Set explicit timeout values and circuit breakers on each step. If ProcessPayment consistently takes >3 seconds, the saga should fail fast rather than letting the user wait.

Testing Distributed Transactions

The hardest part of sagas is testing failure and compensation paths. Requirements:

Chaos testing: randomly inject failures at each step and verify compensation produces a consistent end state.
Idempotency testing: deliver each event twice and verify no duplicate effects.
Out-of-order delivery: deliver step N’s event before step N-1’s event and verify the saga handles it.
Saga state persistence: crash the orchestrator mid-saga and verify it resumes from the last known state on restart.

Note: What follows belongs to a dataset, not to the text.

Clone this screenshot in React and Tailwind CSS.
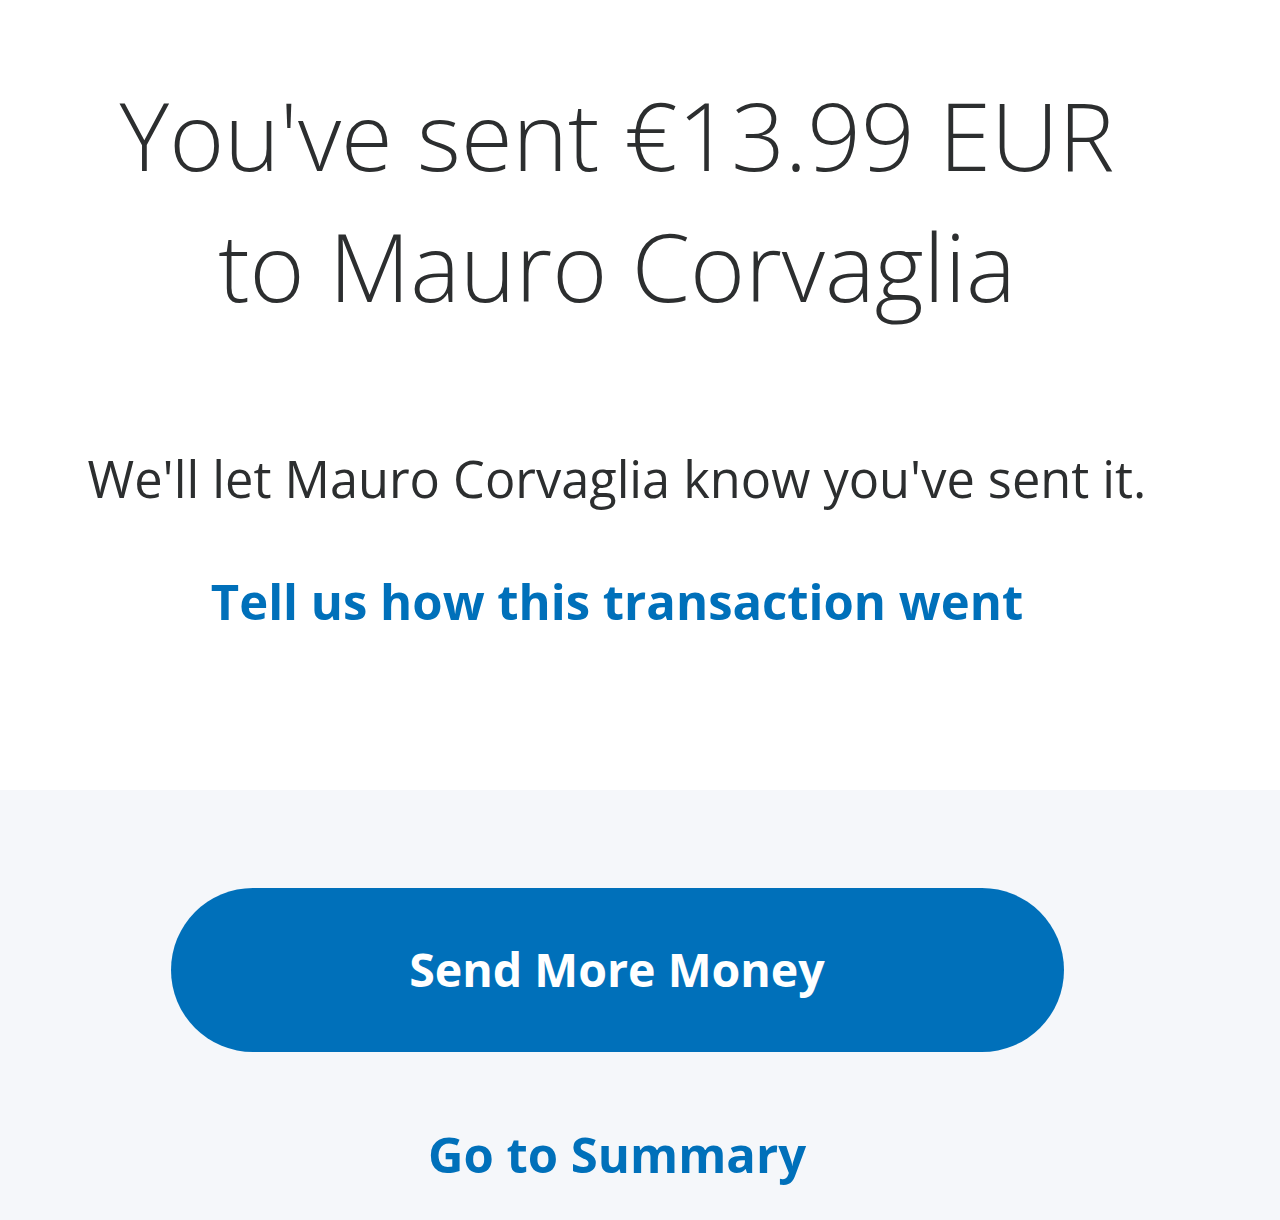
import React from 'react';

const App = () => {
  return (
    <div className="w-[1280px] h-[1220px] bg-white overflow-hidden" style={{ fontFamily: '"Open Sans", "Noto Sans", sans-serif' }}>
      {/* Confirmation message */}
      <section className="h-[790px] bg-white">
        <div className="w-[1234px] pt-[70px] text-center">
          <h1 className="text-[94px] leading-[131px] font-light text-[#2c2e2f]">
            You've sent €13.99 EUR
            <br />
            to Mauro Corvaglia
          </h1>
          <p className="mt-[117px] text-[50.5px] leading-[60px] text-[#2c2e2f]">
            We'll let Mauro Corvaglia know you've sent it.
          </p>
          <a href="#" className="block mt-[62px] text-[49px] leading-[60px] font-bold text-[#0070ba]">
            Tell us how this transaction went
          </a>
        </div>
      </section>

      {/* Actions */}
      <section className="h-[430px] bg-[#f5f7fa]">
        <div className="w-[1234px] pt-[98px] flex flex-col items-center">
          <button className="w-[893px] h-[164px] rounded-full bg-[#0070ba] text-white text-[46.5px] font-bold">
            Send More Money
          </button>
          <a href="#" className="mt-[72px] text-[49px] leading-[60px] font-bold text-[#0070ba]">
            Go to Summary
          </a>
        </div>
      </section>
    </div>
  );
};

export default App;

Tools: Testcontainers for integration tests with real databases and queues, Toxiproxy for network failure simulation, AWS Fault Injection Simulator for cloud environments.

Key Takeaways

2PC coordinates distributed atomicity through a coordinator; Phase 1 prepares all participants, Phase 2 commits or aborts.
2PC’s fatal flaw: a coordinator crash after Phase 1 leaves participants blocked indefinitely holding locks.
3PC is non-blocking in theory but fails during network partitions — not used in practice.
Spanner achieves global ACID using TrueTime (GPS + atomic clocks) with 1-7ms commit wait overhead.
Sagas replace distributed ACID with local transactions + compensating transactions; effects are visible during execution.
Saga compensations are business-level operations (cancel, refund), not database rollbacks — they have user-visible consequences.
The Outbox pattern atomically stores events in the database alongside business data; CDC (Debezium) publishes them to Kafka.
Every saga step must be idempotent — retries from network failures or process crashes must not produce duplicate effects.
Failed compensations must go to a dead-letter queue with alerting — never silently swallow compensation failures in financial flows.
Choose 2PC for controlled environments with strict atomicity needs; choose Saga for autonomous services with long-running flows.